Angelina Helen Gibson
University of Michigan
Choreographer Ohad Naharin’s unforgettable work for Batsheva Dance Company, “Echad Mi Yodea,'' is a stirring study of choreomusicological embodiment: a rock adaptation of the traditional, accumulative Passover song, “Echad Mi Yodea” by Israeli rock band Nikmat HaTraktor, plays as dancers accumulate ever-intensifying choreographic phrases throughout the piece. The repetitions in the music and unyieldingly physical choreography demand acute sensory responsiveness to maximize the piece’s effect. Using Brian Massumi’s (2002) theories of proprioception, viscerality (interoception), and the autonomy and escape of affect, I address how the Batsheva dancers physically embody Naharin’s choreography and the musical viscerality of “Echad Mi Yodea.” Particular attention is paid to the music and movement’s interactions within my analysis to consider how “Echad’s” physical and sonic intensity produces a viscerality that has ingrained the piece into contemporary dance history.
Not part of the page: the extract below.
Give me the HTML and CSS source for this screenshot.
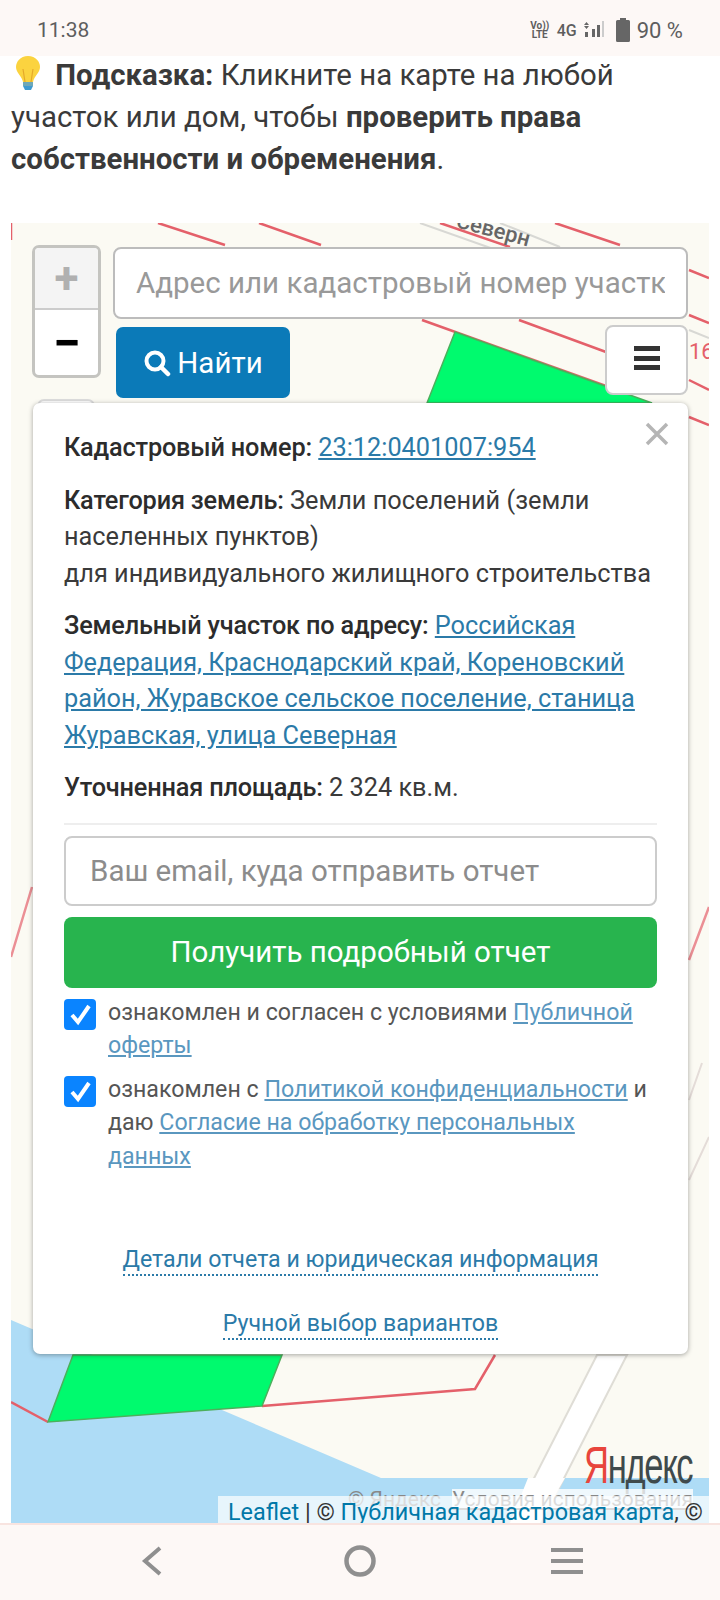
FILE: index.html
```html
<!DOCTYPE html>
<html lang="ru">
<head>
  <meta charset="UTF-8" />
  <meta name="viewport" content="width=device-width, initial-scale=1.0" />
  <title>Проверка участка</title>
  <link rel="stylesheet" href="styles.css">
</head>
<body>
  <header class="status-bar">
    <span class="clock">11:38</span>
    <div class="status-icons">
      <span class="volte">Vo))<br>LTE</span>
      <span class="net">4G</span>
      <svg class="signal" width="21" height="18" viewBox="0 0 21 18">
        <path d="M3.500 1 L6 4 H1 Z M3.500 8 L1 5 H6 Z" fill="#666"/>
        <rect x="2" y="11" width="3" height="5" fill="#666"/>
        <rect x="9" y="8" width="3" height="8" fill="#666"/>
        <rect x="14" y="4" width="3" height="12" fill="#666"/>
        <rect x="19" y="0" width="2" height="16" fill="#ccc"/>
      </svg>
      <svg class="battery" width="14" height="24" viewBox="0 0 14 24">
        <path d="M4 0 H10 V2 H12.500 Q14 2 14 3.500 V22.500 Q14 24 12.500 24 H1.500 Q0 24 0 22.500 V3.500 Q0 2 1.500 2 H4 Z" fill="#666"/>
      </svg>
      <span class="percent">90 %</span>
    </div>
  </header>

  <main class="page">
    <p class="hint">
      <svg class="bulb" width="28" height="36" viewBox="0 0 28 36">
        <path d="M14 1 C6 1 2 7 2 12 C2 18 8 21 9 27 H19 C20 21 26 18 26 12 C26 7 22 1 14 1 Z" fill="#fbd33f"/>
        <path d="M11 27 L9 14 M17 27 L19 14" stroke="#e5a92a" stroke-width="1.200" fill="none"/>
        <rect x="9" y="27" width="10" height="4" fill="#6fa8b8"/>
        <path d="M9 31 H19 L17 35 H11 Z" fill="#3f9ad0"/>
      </svg>
      <strong>Подсказка:</strong> Кликните на карте на любой участок или дом, чтобы <strong>проверить права собственности и обременения</strong>.
    </p>

    <section class="map">
      <svg class="map-tiles" width="698" height="1300" viewBox="11 223 698 1300">
        <path d="M11 1320 L381 1478 L709 1478 V1523 H11 Z" fill="#aedcf6"/>
        <path d="M597 1355 L528 1490 L510 1523 H540 L558 1490 L627 1355 Z" fill="#fff" stroke="#dfddd6" stroke-width="2"/>
        <path d="M528 1478 H565 L558 1490 L540 1523 H510 Z" fill="#fff"/>

        <g stroke="#e4606a" stroke-width="2.500" fill="none">
          <path d="M158 223 L225 245 M259 223 L321 245 M555 223 L620 245 M440 223 L510 247"/>
          <path d="M11 223 L11 240 M218 358 L216 367 M192 465 L190 472"/>
          <path d="M422 320 L606 386 M519 320 L606 352"/>
          <path d="M689 270 L709 278 M689 315 L709 323 M689 380 L709 390 M689 417 L709 425"/>
          <path d="M262 1406 L475 1389 L495 1355 M11 1402 L48 1422"/>
        </g>
        <path d="M32 887 L11 957 M709 907 L689 960" stroke="#eb8f95" stroke-width="2.500" fill="none"/>
        <path d="M702 1063 L689 1100 M709 1137 L689 1180" stroke="#e4dcd8" stroke-width="2" fill="none"/>
        <path d="M420 223 L530 262 M500 223 L560 247 M689 330 L709 338" stroke="#d8d8d4" stroke-width="2" fill="none"/>

        <path d="M455 332 L652 403 H427 Z" fill="#00fa6e" stroke="#4caf5c" stroke-width="1.500"/>
        <path d="M73 1355 H282 L262 1406 L48 1422 Z" fill="#00fa6e" stroke="#4caf5c" stroke-width="1.500"/>

        <text class="street-name" x="455" y="227" transform="rotate(15 455 227)">Северн</text>
        <text class="plot-number" x="689" y="359">168</text>
      </svg>

      <div class="zoom-control">
        <a class="zoom-in">+</a>
        <a class="zoom-out">−</a>
      </div>
      <div class="layers-stub"></div>
      <div class="search">
        <input class="search-input" type="text" placeholder="Адрес или кадастровый номер участка">
        <div class="search-row">
          <button class="search-btn">
            <svg width="28" height="28" viewBox="0 0 28 28">
              <circle cx="12" cy="12" r="8.500" fill="none" stroke="#fff" stroke-width="4"/>
              <path d="M18 18 L25 25" stroke="#fff" stroke-width="4.500" stroke-linecap="round"/>
            </svg>
            Найти
          </button>
          <button class="menu-btn"><span></span><span></span><span></span></button>
        </div>
      </div>

      <div class="popup">
        <svg class="popup-close" width="24" height="24" viewBox="0 0 24 24">
          <path d="M2 2 L22 22 M22 2 L2 22" stroke="#b5b5b5" stroke-width="3.500"/>
        </svg>
        <p><b>Кадастровый номер:</b> <a href="#">23:12:0401007:954</a></p>
        <p><b>Категория земель:</b> Земли поселений (земли населенных пунктов)<br>для индивидуального жилищного строительства</p>
        <p><b>Земельный участок по адресу:</b> <a href="#">Российская Федерация, Краснодарский край, Кореновский район, Журавское сельское поселение, станица Журавская, улица Северная</a></p>
        <p><b>Уточненная площадь:</b> 2 324 кв.м.</p>
        <hr class="divider">
        <input class="email" type="text" placeholder="Ваш email, куда отправить отчет">
        <button class="report-btn">Получить подробный отчет</button>
        <div class="agree">
          <span class="check"><svg width="23" height="23" viewBox="0 0 23 23"><path d="M3 12 L9 19 L20 3" fill="none" stroke="#fff" stroke-width="4"/></svg></span>
          <div>ознакомлен и согласен с условиями <a href="#">Публичной оферты</a></div>
        </div>
        <div class="agree">
          <span class="check"><svg width="23" height="23" viewBox="0 0 23 23"><path d="M3 12 L9 19 L20 3" fill="none" stroke="#fff" stroke-width="4"/></svg></span>
          <div>ознакомлен с <a href="#">Политикой конфиденциальности</a> и даю <a href="#">Согласие на обработку персональных данных</a></div>
        </div>
        <div class="popup-links">
          <a href="#">Детали отчета и юридическая информация</a>
          <a href="#">Ручной выбор вариантов</a>
        </div>
      </div>

      <div class="yandex-logo"><span>Я</span>ндекс</div>
      <div class="yandex-terms"><span class="yandex-copy">© Яндекс</span><span class="yandex-link">Условия использования</span></div>
      <div class="attribution"><a href="#">Leaflet</a> | © <a href="#">Публичная кадастровая карта</a>, ©</div>
    </section>
  </main>

  <nav class="nav-bar">
    <svg width="24" height="30" viewBox="0 0 24 30"><path d="M20 2 L5 15 L20 28" fill="none" stroke="#8f8f8f" stroke-width="4"/></svg>
    <svg class="nav-home" width="32" height="32" viewBox="0 0 32 32"><circle cx="16" cy="16" r="13.500" fill="none" stroke="#8f8f8f" stroke-width="4.500"/></svg>
    <svg width="32" height="26" viewBox="0 0 32 26"><path d="M0 2 H32 M0 13 H32 M0 24 H32" stroke="#8f8f8f" stroke-width="4"/></svg>
  </nav>
</body>
</html>
```

FILE: styles.css
```css
* { box-sizing: border-box; }

body {
  margin: 0;
  width: 720px;
  height: 1600px;
  overflow: hidden;
  display: flex;
  flex-direction: column;
  font-family: Roboto, sans-serif;
  background: #fff;
  color: #333;
}

a { color: #2b7aa8; }

/* status bar */
.status-bar {
  height: 56px;
  flex: none;
  display: flex;
  justify-content: space-between;
  align-items: center;
  padding: 4px 37px 0;
  background: #fdf8f6;
  color: #5e5e5e;
  font-size: 21px;
  position: relative;
  z-index: 1;
}

.status-icons {
  display: flex;
  align-items: center;
}

.volte {
  width: 22px;
  margin-right: 6px;
  font-size: 10px;
  line-height: 9px;
  font-weight: 700;
  text-align: center;
}

.net {
  font-size: 16px;
  font-weight: 500;
  margin-right: 6px;
}

.signal { margin-right: 12px; }
.battery { margin-right: 7px; }
.percent { font-size: 22px; }

/* page */
.page {
  flex: 1;
  min-height: 0;
  overflow: hidden;
}

.hint {
  margin: -2px 0 43px;
  padding: 0 11px;
  font-size: 29.400px;
  line-height: 42px;
  color: #3a3a3a;
}

.bulb {
  vertical-align: -6px;
  margin: 0 6px 0 3px;
}

/* map */
.map {
  position: relative;
  margin: 0 11px;
  height: 1300px;
  overflow: hidden;
  background: #fbfaf3;
}

.map-tiles {
  position: absolute;
  left: 0;
  top: 0;
}

.street-name {
  font: 500 22px Roboto, sans-serif;
  fill: #666;
}

.plot-number {
  font: 22px Roboto, sans-serif;
  fill: #e4606a;
}

.zoom-control {
  position: absolute;
  left: 21px;
  top: 22px;
  width: 69px;
  height: 133px;
  display: flex;
  flex-direction: column;
  border: 3px solid #c4c4c0;
  border-radius: 7px;
  background: #fff;
  overflow: hidden;
}

.zoom-control a {
  display: flex;
  align-items: center;
  justify-content: center;
  font-weight: 700;
  color: #000;
}

.zoom-in {
  height: 62px;
  font-size: 44px;
  background: #f4f4f4;
  border-bottom: 2px solid #ccc;
  color: #b0b0b0 !important;
}

.zoom-out {
  flex: 1;
  font-size: 50px;
}

.layers-stub {
  position: absolute;
  left: 26px;
  top: 176px;
  width: 58px;
  height: 40px;
  background: #fff;
  border: 2px solid #ddd;
  border-radius: 7px;
}

.search {
  position: absolute;
  left: 102px;
  top: 24px;
  width: 575px;
}

.search-input {
  display: block;
  width: 100%;
  height: 72px;
  padding: 0 21px;
  border: 2px solid #bcbcbc;
  border-radius: 8px;
  background: #fff;
  font: 29.500px Roboto, sans-serif;
}

.search-input::placeholder { color: #999; opacity: 1; }

.search-row {
  display: flex;
  justify-content: space-between;
  align-items: flex-start;
  padding-left: 3px;
  margin-top: 6px;
}

.search-btn {
  width: 174px;
  height: 71px;
  margin-top: 2px;
  display: flex;
  align-items: center;
  justify-content: center;
  gap: 6px;
  border: none;
  border-radius: 7px;
  background: #0b7ab8;
  color: #fff;
  font: 29.500px Roboto, sans-serif;
}

.menu-btn {
  width: 83px;
  height: 70px;
  display: flex;
  flex-direction: column;
  align-items: center;
  justify-content: center;
  gap: 4.500px;
  padding: 0 0 4px;
  border: 2px solid #ccc;
  border-radius: 8px;
  background: #fff;
}

.menu-btn span {
  width: 26px;
  height: 5px;
  background: #333;
}

/* popup */
.popup {
  position: absolute;
  left: 22px;
  top: 180px;
  width: 655px;
  height: 951px;
  padding: 27px 31px 0;
  background: #fff;
  border-radius: 7px;
  box-shadow: 0 1px 5px rgba(0, 0, 0, 0.35);
  font-size: 25.300px;
  line-height: 36.500px;
  color: #3a3a3a;
}

.popup p { margin: 0 0 16px; }

.popup b {
  color: #2c2c2c;
  font-weight: 500;
  letter-spacing: -0.180px;
}

.popup-close {
  position: absolute;
  right: 19px;
  top: 19px;
}

.divider {
  margin: 16px 0 11px;
  border: none;
  border-top: 2px solid #eee;
}

.email {
  display: block;
  width: 100%;
  height: 70px;
  padding: 0 24px;
  border: 2px solid #ccc;
  border-radius: 8px;
  font: 29.500px Roboto, sans-serif;
}

.email::placeholder { color: #8c8c8c; opacity: 1; }

.report-btn {
  display: block;
  width: 100%;
  height: 71px;
  margin: 11px 0 8px;
  border: none;
  border-radius: 8px;
  background: #28b44e;
  color: #fff;
  font: 29.500px Roboto, sans-serif;
}

.agree {
  display: flex;
  gap: 12px;
  margin-bottom: 10px;
  font-size: 23.200px;
  line-height: 33.500px;
  color: #555;
}

.agree a { color: #5a97bf; }

.check {
  flex: none;
  width: 32px;
  height: 31px;
  margin-top: 3px;
  display: flex;
  align-items: center;
  justify-content: center;
  border-radius: 4px;
  background: #0a84ff;
}

.popup-links {
  display: flex;
  flex-direction: column;
  align-items: center;
  gap: 32px;
  margin-top: 71px;
  font-size: 23.200px;
}

.popup-links a {
  text-decoration: none;
  border-bottom: 2px dotted #2b7aa8;
  line-height: 30px;
}

/* map footer */
.yandex-logo {
  position: absolute;
  left: 573px;
  top: 1212px;
  font: 52px "Liberation Sans", sans-serif;
  letter-spacing: -2px;
  transform: scaleX(0.665);
  transform-origin: left top;
  color: #3f4a4c;
}

.yandex-logo span { color: #e8453c; }

.yandex-terms {
  position: absolute;
  right: 16px;
  top: 1266px;
  display: flex;
  gap: 11px;
  font-size: 21px;
  line-height: 21px;
  color: #888;
}

.yandex-link {
  background: rgba(255, 255, 255, 0.8);
  text-decoration: underline;
}

.attribution {
  position: absolute;
  right: 0;
  bottom: 0;
  width: 491px;
  height: 27px;
  padding-left: 10px;
  overflow: hidden;
  white-space: nowrap;
  background: rgba(255, 255, 255, 0.7);
  font-size: 23.400px;
  line-height: 32px;
  color: #333;
}

.attribution a { color: #0078a8; text-decoration: none; }

/* nav bar */
.nav-bar {
  height: 77px;
  flex: none;
  display: flex;
  justify-content: space-between;
  align-items: center;
  padding: 0 137px 4px 140px;
  background: #fdf8f6;
  border-top: 2px solid #f8e4e0;
}

.nav-home { margin-left: 4px; }
```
In doing so, my paper addresses the sonic-affective gap in Elinav Katan-Schmid’s Embodied Philosophy In Dance—the only book on Naharin’s philosophy of embodiment to date—through the 2016 performance of “Echad” by the Batsheva Young Ensemble. My paper ultimately argues that “Echad Mi Yodea'' remains Batsheva’s most memorable piece because of the dancer’s embodiment of its physical and musical relentlessness.